Potenziamento della lotta alla corruzione, introduzione diffusa del “Whistleblowing” nell’ordinamento italiano
Nell’implementazione di strumenti di contrasto alla commissione di illeciti, in generale, e della corruzione in particolare, il legislatore sta introducendo nell’ordinamento italiano un ulteriore tassello cioè il concetto di “whistleblowing” letteralmente “soffiare il fischietto”, che è termine inglese per esprimere la metafora del ruolo di arbitro o di poliziotto che così agiscono per richiamare l’attenzione su attività non consentite affinché vengano bloccate.

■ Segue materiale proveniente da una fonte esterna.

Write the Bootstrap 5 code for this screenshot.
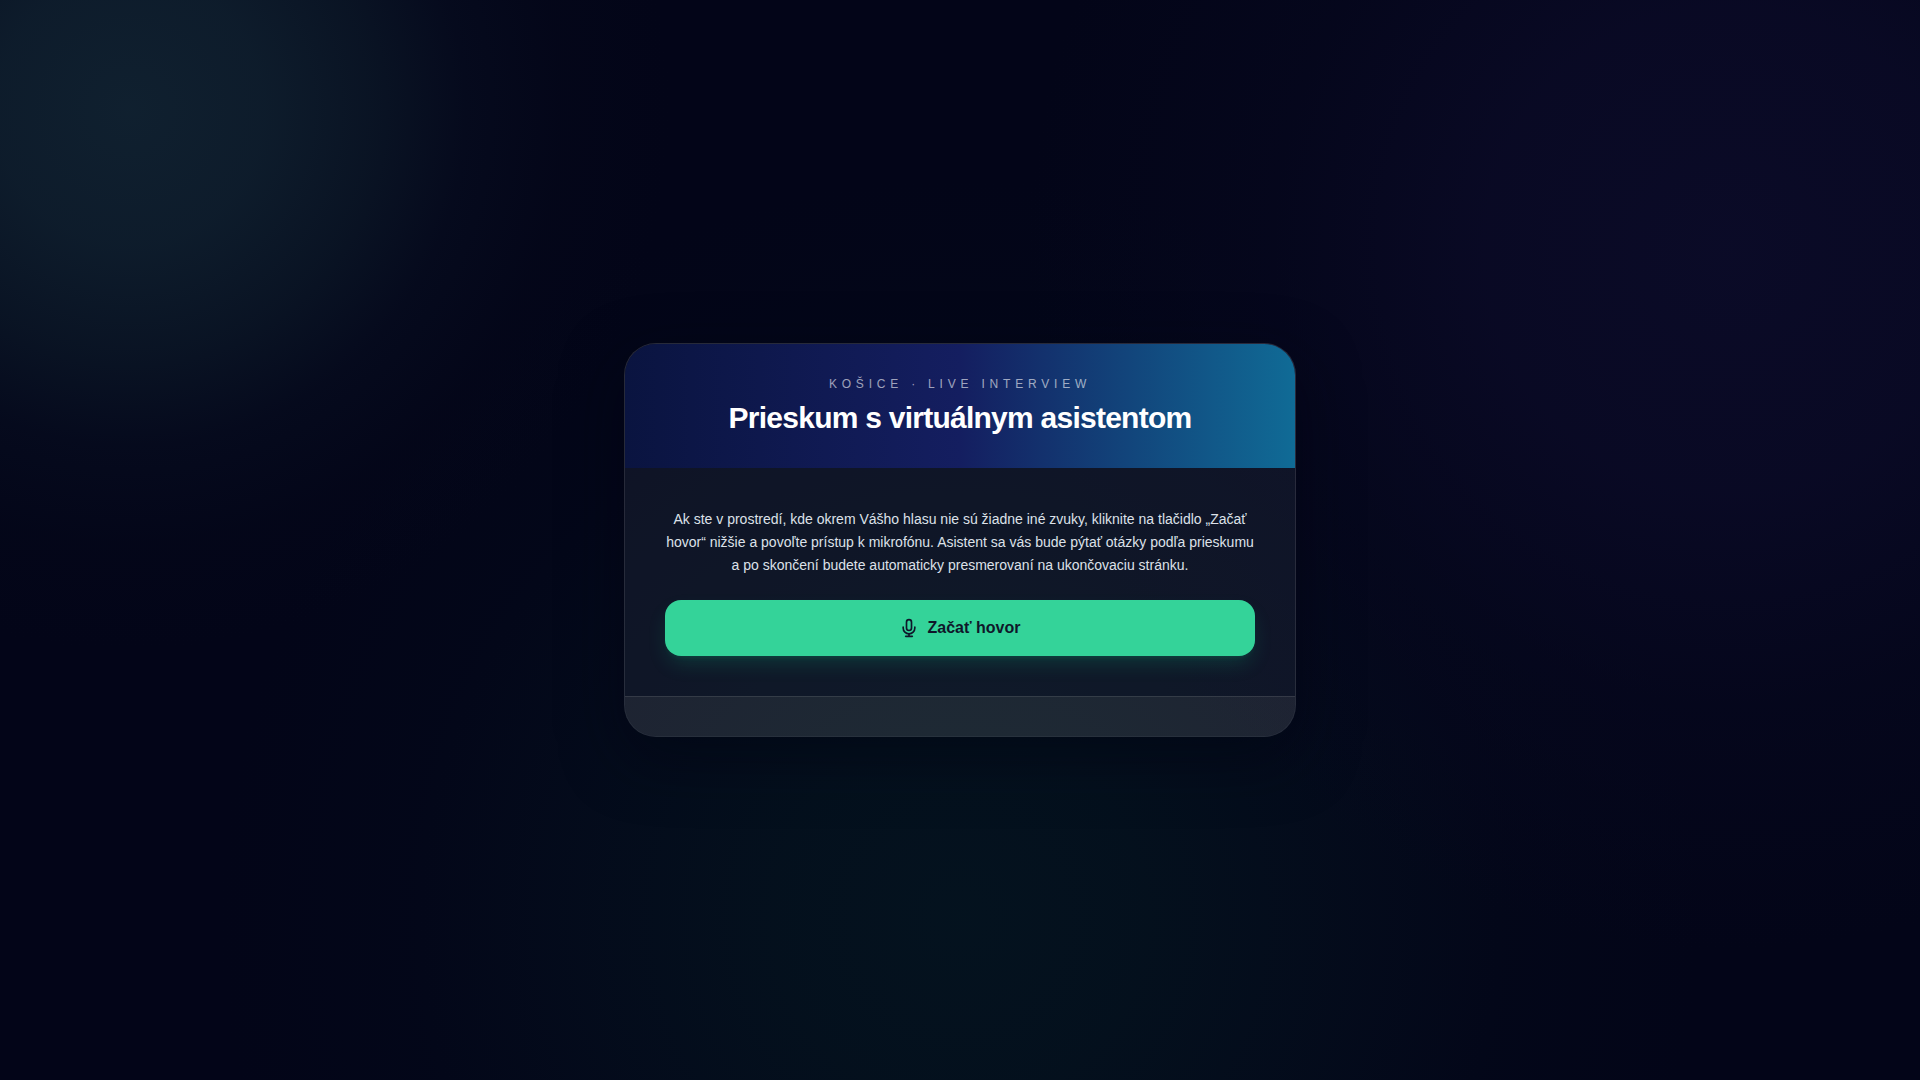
<!DOCTYPE html>
<html lang="sk">
<head>
<meta charset="utf-8">
<meta name="viewport" content="width=device-width, initial-scale=1">
<title>Prieskum s virtuálnym asistentom</title>
<link href="https://cdn.jsdelivr.net/npm/bootstrap@5.3.0/dist/css/bootstrap.min.css" rel="stylesheet">
<style>
body {
  font-family: "Liberation Sans", Arial, sans-serif;
  color: #f1f5f9;
  background:
    radial-gradient(circle 540px at 130px 110px, rgba(16,33,48,.97) 0%, rgba(15,31,46,.88) 25%, rgba(13,27,42,.66) 45%, rgba(9,17,36,.42) 62%, rgba(6,10,28,.25) 80%, transparent 100%),
    radial-gradient(circle 700px at 90% 250px, rgba(11,11,40,.95) 0%, rgba(10,10,38,.85) 35%, rgba(7,8,32,.5) 65%, transparent 100%),
    radial-gradient(circle 740px at 50% 85%, rgba(4,19,31,.95) 0%, rgba(4,18,30,.85) 25%, rgba(4,14,29,.6) 55%, rgba(3,9,26,.4) 75%, transparent 100%),
    #030518;
}
.call-card {
  max-width: 672px;
  border: 1px solid rgba(255,255,255,.1);
  border-radius: 32px;
  background: rgba(255,255,255,.05);
  box-shadow: 0 20px 60px rgba(2,4,18,.5);
}
.call-head {
  padding: 32px 40px;
  background: linear-gradient(90deg, #0a1440 0%, #141e60 50%, #106b96 100%);
}
.eyebrow { font-size: 12px; line-height: 16px; letter-spacing: .4em; color: rgba(255,255,255,.6); }
.call-title { font-size: 30px; line-height: 36px; font-weight: 600; letter-spacing: -.025em; color: #fff; }
.call-body { padding: 40px; background: rgba(15,23,42,.4); }
.call-intro { margin-bottom: 23px; font-size: 14px; line-height: 23px; color: #dde1e9; }
.btn-call {
  --bs-btn-color: #0f172a; --bs-btn-bg: #34d399;
  --bs-btn-hover-color: #0f172a; --bs-btn-hover-bg: #6ee7b7;
  --bs-btn-active-color: #0f172a; --bs-btn-active-bg: #10b981;
  padding: 16px 24px;
  border: 0;
  border-radius: 16px;
  font-size: 16px; line-height: 24px; font-weight: 600;
  box-shadow: 0 10px 20px -3px rgba(16,185,129,.2), 0 4px 6px -4px rgba(16,185,129,.2);
}
.call-foot { min-height: 40px; border-top: 1px solid rgba(255,255,255,.1); background: rgba(255,255,255,.06); }
</style>
<script src="https://cdn.jsdelivr.net/npm/bootstrap@5.3.0/dist/js/bootstrap.bundle.min.js" defer></script>
</head>
<body>
<div class="min-vh-100 d-flex align-items-center justify-content-center">
  <main class="call-card w-100 overflow-hidden text-center">
    <header class="call-head">
      <p class="eyebrow text-uppercase mb-2">Košice · Live Interview</p>
      <h1 class="call-title mb-0">Prieskum s virtuálnym asistentom</h1>
    </header>
    <section class="call-body">
      <p class="call-intro">Ak ste v prostredí, kde okrem Vášho hlasu nie sú žiadne iné zvuky, kliknite na tlačidlo „Začať hovor“ nižšie a povoľte prístup k mikrofónu. Asistent sa vás bude pýtať otázky podľa prieskumu a po skončení budete automaticky presmerovaní na ukončovaciu stránku.</p>
      <button type="button" class="btn btn-call w-100 d-flex align-items-center justify-content-center gap-2">
        <svg width="20" height="20" viewBox="0 0 24 24" fill="none" stroke="currentColor" stroke-width="2" stroke-linecap="round" stroke-linejoin="round" aria-hidden="true">
          <path d="M12 2a3 3 0 0 0-3 3v7a3 3 0 0 0 6 0V5a3 3 0 0 0-3-3Z"/>
          <path d="M19 11v1a7 7 0 0 1-14 0v-1"/>
          <path d="M12 19v3M8 22h8"/>
        </svg>
        <span>Začať hovor</span>
      </button>
    </section>
    <footer class="call-foot"></footer>
  </main>
</div>
</body>
</html>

Da anni, pertanto, è termine entrato nella terminologia giuridica di diversi paesi di lingua inglese ad esempio: Whistleblower Protection Act negli Stati Uniti, Whistleblowers’ Charter alla base del Public Interest Disclosure Act nel Regno Unito ed ormai sul tema si segnala che nelle multinazionali viene fatta attività di formazione.
Infatti, in inglese whistleblower identifica proprio una persona che lavora in un’impresa o in un ente (pubblico o privato), che denuncia illeciti commessi al suo interno, riportandoli alle autorità competenti o all’opinione pubblica o anche alla stessa organizzazione se sono previsti meccanismi per raccogliere queste segnalazioni.
Quest’ultimo concetto è ripreso nel progetto di legge in discussione che ha ad oggetto una norma che stabilisca il suddetto sistema da applicare sia agli enti pubblici economici e di diritto privato sotto controllo pubblico, che alle società di diritto privato.
Sicché, come già sperimentato dalle società che hanno implementato il modello di organizzazione e gestione previsto dal D,Lgs. 231/2001 ovvero, in caso di ente pubblico il Piano Triennale per la Prevenzione della Corruzione e Programma Triennale per la Trasparenza previsto dalla L 190/2012 e dal D.Lgs. 33/2013 o, ancora, per le società di diritto privato in partecipazione o controllo pubblico il Modello 231 integrato con le parti denominate Piano per la Prevenzione della Corruzione e Programma Triennale per la Trasparenza, due appaiono essere gli elementi che contraddistinguono l’efficacia del whistleblowing:
- La presenza di un impianto normativo (procedure, regolamenti, istruzioni) idoneo a disciplinare le attività a rischio;
- La corretta informazione al personale circa l’obiettivo, il contenuto e lo spirito della segnalazione.
Infatti, sono tre i requisiti principali del concetto normativo in commento:
- la tutela dell’identità del segnalante, che dovrà tuttavia essere nota al destinatario della segnalazione, verosimilmente il Responsabile della prevenzione della corruzione previsto dalla Legge 190/2012 per le pubbliche amministrazioni e l’Organismo di Vigilanza ex D.Lgs. 231/2001 per gli enti privati, oltre che l’ANAC e la magistratura ordinaria o contabile. Non dovrebbero, pertanto, essere accettate segnalazioni anonime, anche se questo è uno degli elementi suscettibili di modifica;
- la tutela del segnalante da sanzioni, ritorsioni o più in generale ogni misura discriminatoria derivante dalla segnalazione, unitamente all’esplicito divieto di riconoscere premi per le segnalazioni;
- la necessità di buona fede nella segnalazione: eventuali comportamenti delatori, basati quindi sulla fornitura di informazioni consapevolmente non veritiere, o che denotino infondatezza per colpa grave del segnalante, saranno soggetti a provvedimenti disciplinari.
In assenza di uno, o entrambi, di questi elementi, si può verificare il caso del dipendente (pubblico o privato) che non effettui alcuna segnalazione in quanto dubbioso o del fatto che ciò che ha visto sia contrario alle prassi aziendali, o del fatto che quell’atto si configuri effettivamente come illecito, con il rischio di venire per giunta sanzionato per colpa grave.
Ciò minerebbe la generale efficacia della norma oltre che costituire minaccia al clima interno del singolo ente – critica, quest’ultima, prontamente mossa al provvedimento.
Ecco perché per ovviare a tali inconvenienti appaiono indispensabili gli elementi di efficacia a) e b) rappresentati dall’esistenza in azienda pubblica e/o privata di codici etici e di comportamento oltre che di ben costruiti e chiari protocolli di organizzazione, gestione e controllo, raccolti e richiamati dal Modello 231 anche implementato dal Piano di Prevenzione della Corruzione e Programma per la Trasparenza, su cui i dipendenti siano stati ben orientati ed informati attraverso un idoneo programma di formazione.
Solo così il soggetto saprebbe ben orientarsi con cognizione di causa se e quando segnalare comportamenti a rischio commissione reato.